From this point, the show continues as before, with Rainey returning the family's possessions, a team of experts installing security measures, and Johnston and Rainey returning in a few weeks to test those measures.

==The presenters==

Matt Johnston (front) and Jon Douglas Rainey (back), the hosts of the show.

===Matt Johnston===
Matthew T. Johnston was born on December 6, 1976, in Odessa, Texas. He currently resides in California, although he has lived in Austin, Texas, Weatherford, Oklahoma, and New York City. During his youth, Johnston burglarized homes, but after being arrested and sentenced to paying restitution, he turned his life around. Johnston has since worked as a teacher and is now an actor, writer, and filmmaker, founding his own production company, Trigger Entertainment, to develop independent film projects. Johnston stated, "If I really had a criminal background, I wouldn't be able to work with children. I mean to even work on the Discovery Channel show, there were extensive background checks.

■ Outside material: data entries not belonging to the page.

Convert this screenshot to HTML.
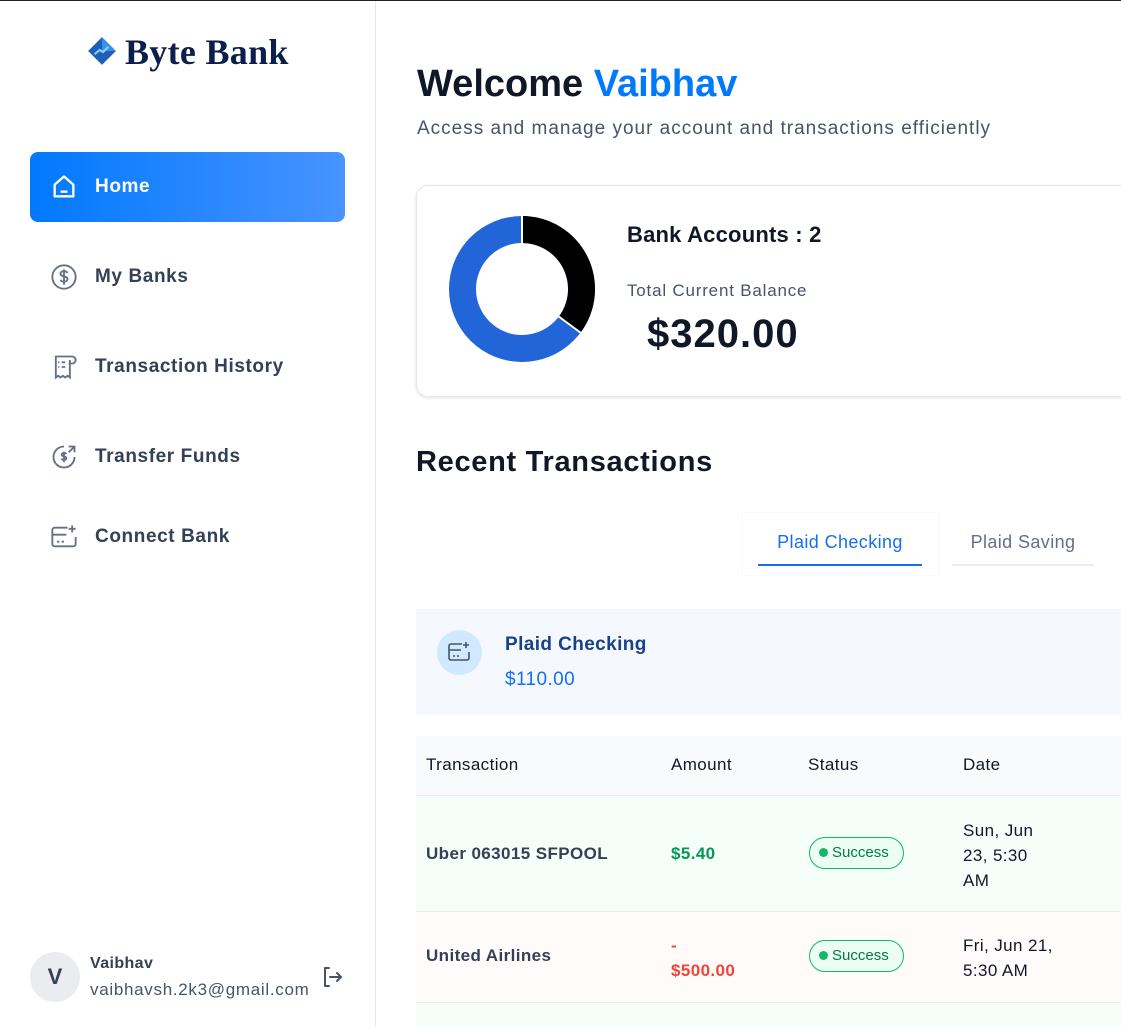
<!DOCTYPE html>
<html><head><meta charset="utf-8"><style>
*{box-sizing:border-box;margin:0;padding:0}
body{width:1121px;height:1026px;overflow:hidden;background:#fff;font-family:"Liberation Sans",sans-serif;position:relative;border-top:1px solid #222}
.sb{position:absolute;left:0;top:0;width:376px;height:1026px;border-right:1px solid #e5e7eb}
.logo{position:absolute;left:86px;top:30px;font-family:"Liberation Serif",serif;font-weight:bold;font-size:36px;color:#0b1f4d;letter-spacing:.3px}
.nav{position:absolute;left:30px;width:315px;height:70px;display:flex;align-items:center;padding-left:20px;font-size:19px;font-weight:bold;color:#344054;letter-spacing:.6px}
.nav svg{margin-right:17px}
.active{background:linear-gradient(90deg,#0179fe,#4893ff);color:#fff;border-radius:8px}
.abs{position:absolute}
.t{letter-spacing:.4px}
</style></head><body>
<div class="sb">
 <div class="logo"><svg width="32" height="32" viewBox="0 0 30 30" style="vertical-align:-3px;margin-right:7px"><path d="M15 2L28 15L15 28L2 15Z" fill="#1f5fb8"/><path d="M15 2L28 15L15 15Z" fill="#3b8ee8"/><path d="M8 18l5-4 3 2 5-5" stroke="#7fd0ff" stroke-width="2" fill="none"/></svg>Byte Bank</div>
 <div class="nav active" style="top:151px"><svg width="28" height="28" viewBox="0 0 24 24" fill="none" stroke="#fff" stroke-width="2" stroke-linejoin="round"><path d="M4 10L12 3L20 10V20H4Z"/><path d="M9 16h6"/></svg>Home</div>
 <div class="nav" style="top:241px"><svg width="28" height="28" viewBox="0 0 24 24" fill="none" stroke="#667085" stroke-width="1.6"><circle cx="12" cy="12" r="10"/><path d="M15 8.5c-.5-1-1.6-1.5-3-1.5-1.7 0-3 .9-3 2.2 0 3 6 1.5 6 4.6 0 1.3-1.3 2.2-3 2.2-1.4 0-2.6-.6-3-1.6M12 5.5v13"/></svg>My Banks</div>
 <div class="nav" style="top:331px"><svg width="28" height="28" viewBox="0 0 24 24" fill="none" stroke="#667085" stroke-width="1.6"><path d="M17 6V21l-2-1.5-2 1.5-2-1.5-2 1.5-2-1.5-2 1.5V3h14a3 3 0 0 1 0 6h-3"/><path d="M7 8h1M10 8h3M7 12h1M10 12h3"/></svg>Transaction History</div>
 <div class="nav" style="top:421px"><svg width="28" height="28" viewBox="0 0 24 24" fill="none" stroke="#667085" stroke-width="1.6"><path d="M21 12a9 9 0 1 1-9-9"/><path d="M16 3h5v5M21 3l-5 5"/><path d="M14 9.5c-.4-.7-1.2-1-2-1-1.2 0-2 .6-2 1.5 0 2 4 1 4 3 0 .9-.9 1.5-2 1.5-1 0-1.8-.4-2.1-1.1M12 7.5v9"/></svg>Transfer Funds</div>
 <div class="nav" style="top:501px"><svg width="28" height="28" viewBox="0 0 24 24" fill="none" stroke="#667085" stroke-width="1.6"><path d="M15 4H4a2 2 0 0 0-2 2v12a2 2 0 0 0 2 2h16a2 2 0 0 0 2-2v-6"/><path d="M2 10h12M19 2v6M16 5h6M6 16h2M10 16h2"/></svg>Connect Bank</div>
 <div class="abs" style="left:30px;top:951px;width:50px;height:50px;border-radius:50%;background:#eaecf0;color:#344054;font-weight:bold;font-size:22px;text-align:center;line-height:50px">V</div>
 <div class="abs" style="left:90px;top:954px;font-size:16px;font-weight:bold;color:#344054;letter-spacing:.4px">Vaibhav</div>
 <div class="abs" style="left:90px;top:979px;font-size:17px;color:#475467;letter-spacing:.7px">vaibhavsh.2k3@gmail.com</div>
 <svg class="abs" style="left:320px;top:964px" width="24" height="24" viewBox="0 0 24 24" fill="none" stroke="#475467" stroke-width="2" stroke-linecap="round" stroke-linejoin="round"><path d="M9 3H5v18h4"/><path d="M10 12h11M17 8l4 4-4 4"/></svg>
</div>

<div class="abs" style="left:417px;top:62px;font-size:38px;font-weight:bold;color:#101828">Welcome <span style="color:#0179fe">Vaibhav</span></div>
<div class="abs" style="left:417px;top:117px;font-size:19px;color:#475467;letter-spacing:1px">Access and manage your account and transactions efficiently</div>

<div class="abs" style="left:416px;top:184px;width:720px;height:212px;border:1px solid #e4e7ec;border-radius:12px;box-shadow:0 1px 3px rgba(0,0,0,.12)"></div>
<svg class="abs" style="left:447px;top:213px" width="150" height="150" viewBox="0 0 150 150">
 <circle cx="75" cy="75" r="59.5" fill="none" stroke="#2265d8" stroke-width="27"/>
 <path d="M75 2A73 73 0 0 1 133.5 118.7L111.9 102.6A46 46 0 0 0 75 29Z" fill="#000"/>
 <line x1="75" y1="0" x2="75" y2="30" stroke="#fff" stroke-width="2"/>
 <line x1="134" y1="119" x2="111" y2="102" stroke="#fff" stroke-width="2"/>
</svg>
<div class="abs" style="left:627px;top:221px;font-size:22px;font-weight:bold;color:#101828;letter-spacing:.2px">Bank Accounts : 2</div>
<div class="abs" style="left:627px;top:280px;font-size:17px;color:#475467;letter-spacing:.8px">Total Current Balance</div>
<div class="abs" style="left:647px;top:311px;font-size:40px;font-weight:bold;color:#101828;letter-spacing:1px">$320.00</div>

<div class="abs" style="left:416px;top:445px;font-size:29px;font-weight:bold;color:#101828;letter-spacing:.7px">Recent Transactions</div>
<div class="abs" style="left:743px;top:512px;width:195px;height:62px;box-shadow:0 0 2px rgba(0,0,0,.08)"></div>
<div class="abs t" style="left:758px;top:531px;width:164px;text-align:center;font-size:18px;color:#1570ef">Plaid Checking</div>
<div class="abs" style="left:758px;top:563px;width:164px;height:2px;background:#1570ef"></div>
<div class="abs t" style="left:952px;top:531px;width:142px;text-align:center;font-size:18px;color:#667085">Plaid Saving</div>
<div class="abs" style="left:952px;top:563px;width:142px;height:2px;background:#eaecf0"></div>

<div class="abs" style="left:416px;top:608px;width:705px;height:106px;background:#f5f9ff"></div>
<div class="abs" style="left:437px;top:629px;width:45px;height:45px;border-radius:50%;background:#d1e9ff"></div>
<svg class="abs" style="left:447px;top:639px" width="24" height="24" viewBox="0 0 24 24" fill="none" stroke="#475467" stroke-width="1.6"><path d="M15 4H4a2 2 0 0 0-2 2v12a2 2 0 0 0 2 2h16a2 2 0 0 0 2-2v-6"/><path d="M2 10h12M19 2v6M16 5h6M6 16h2M10 16h2"/></svg>
<div class="abs t" style="left:505px;top:633px;font-size:19px;font-weight:bold;color:#194185">Plaid Checking</div>
<div class="abs t" style="left:505px;top:668px;font-size:19px;color:#1570ef">$110.00</div>

<div class="abs" style="left:416px;top:735px;width:705px;height:60px;background:#f9fafb;border-bottom:1px solid #eaecf0"></div>
<div class="abs" style="left:416px;top:795px;width:705px;height:116px;background:#f6fef9;border-bottom:1px solid #eaecf0"></div>
<div class="abs" style="left:416px;top:911px;width:705px;height:91px;background:#fffbfa;border-bottom:1px solid #eaecf0"></div>
<div class="abs" style="left:416px;top:1002px;width:705px;height:24px;background:#f6fef9"></div>
<div class="abs t" style="top:754px;left:426px;font-size:17px;color:#101828">Transaction</div>
<div class="abs t" style="top:754px;left:671px;font-size:17px;color:#101828">Amount</div>
<div class="abs t" style="top:754px;left:808px;font-size:17px;color:#101828">Status</div>
<div class="abs t" style="top:754px;left:963px;font-size:17px;color:#101828">Date</div>

<div class="abs t" style="top:843px;left:426px;font-size:17px;font-weight:bold;color:#344054">Uber 063015 SFPOOL</div>
<div class="abs t" style="top:843px;left:671px;font-size:17px;font-weight:bold;color:#039855">$5.40</div>
<div class="abs" style="top:836px;left:809px;width:95px;height:32px;border:1px solid #12b76a;border-radius:16px;background:#ecfdf3;font-size:15px;color:#027a48;line-height:30px;padding-left:9px"><span style="display:inline-block;width:9px;height:9px;border-radius:50%;background:#12b76a;margin-right:4px"></span>Success</div>
<div class="abs t" style="top:817px;left:963px;font-size:17px;line-height:25px;color:#101828">Sun, Jun<br>23, 5:30<br>AM</div>

<div class="abs t" style="top:945px;left:426px;font-size:17px;font-weight:bold;color:#344054">United Airlines</div>
<div class="abs t" style="top:932px;left:671px;font-size:17px;font-weight:bold;color:#f04438;line-height:25px">-<br>$500.00</div>
<div class="abs" style="top:939px;left:809px;width:95px;height:32px;border:1px solid #12b76a;border-radius:16px;background:#ecfdf3;font-size:15px;color:#027a48;line-height:30px;padding-left:9px"><span style="display:inline-block;width:9px;height:9px;border-radius:50%;background:#12b76a;margin-right:4px"></span>Success</div>
<div class="abs t" style="top:932px;left:963px;font-size:17px;line-height:25px;color:#101828">Fri, Jun 21,<br>5:30 AM</div>
</body></html>
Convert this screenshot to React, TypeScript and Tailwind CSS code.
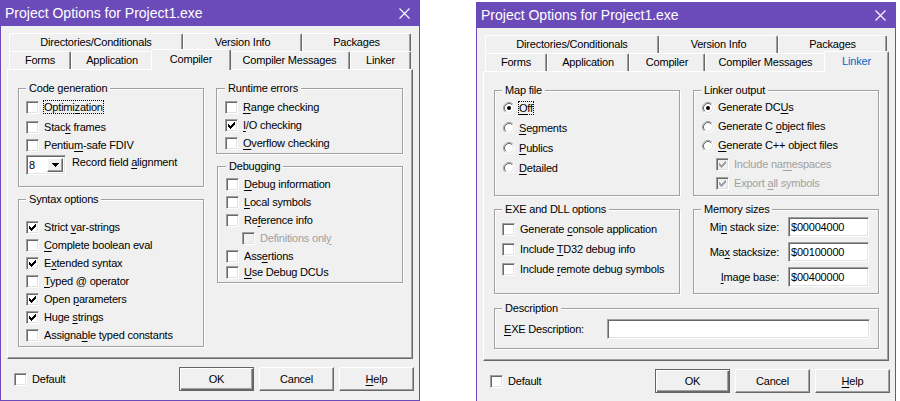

To paraphrase Twain, the rumors of my thievery are greatly exaggerated." In addition to hosting It Takes a Thief, he has TV and movie roles to his credit, including Cowboy Smoke, which premiered at the 2008 Cannes Film Festival, and an appearance on Friday Night Lights. Johnston also directed several It Takes A Thief episodes during the second season. He has been in pre-production for a movie titled Pain and was working on a documentary titled Roundball, among other film projects.

===Jon Douglas Rainey===

Jon Douglas Rainey was born on January 27, 1970, in Camden, New Jersey. He is a veteran of The United States Coast Guard and currently resides in New Jersey, although he has lived in New York City and Tennessee. He has worked on tv projects such as Mare of Easttown and Boardwalk Empire. Jon co-wrote the film A Turn in the Sun is the father of one daughter and is married to Jennifer Rainey.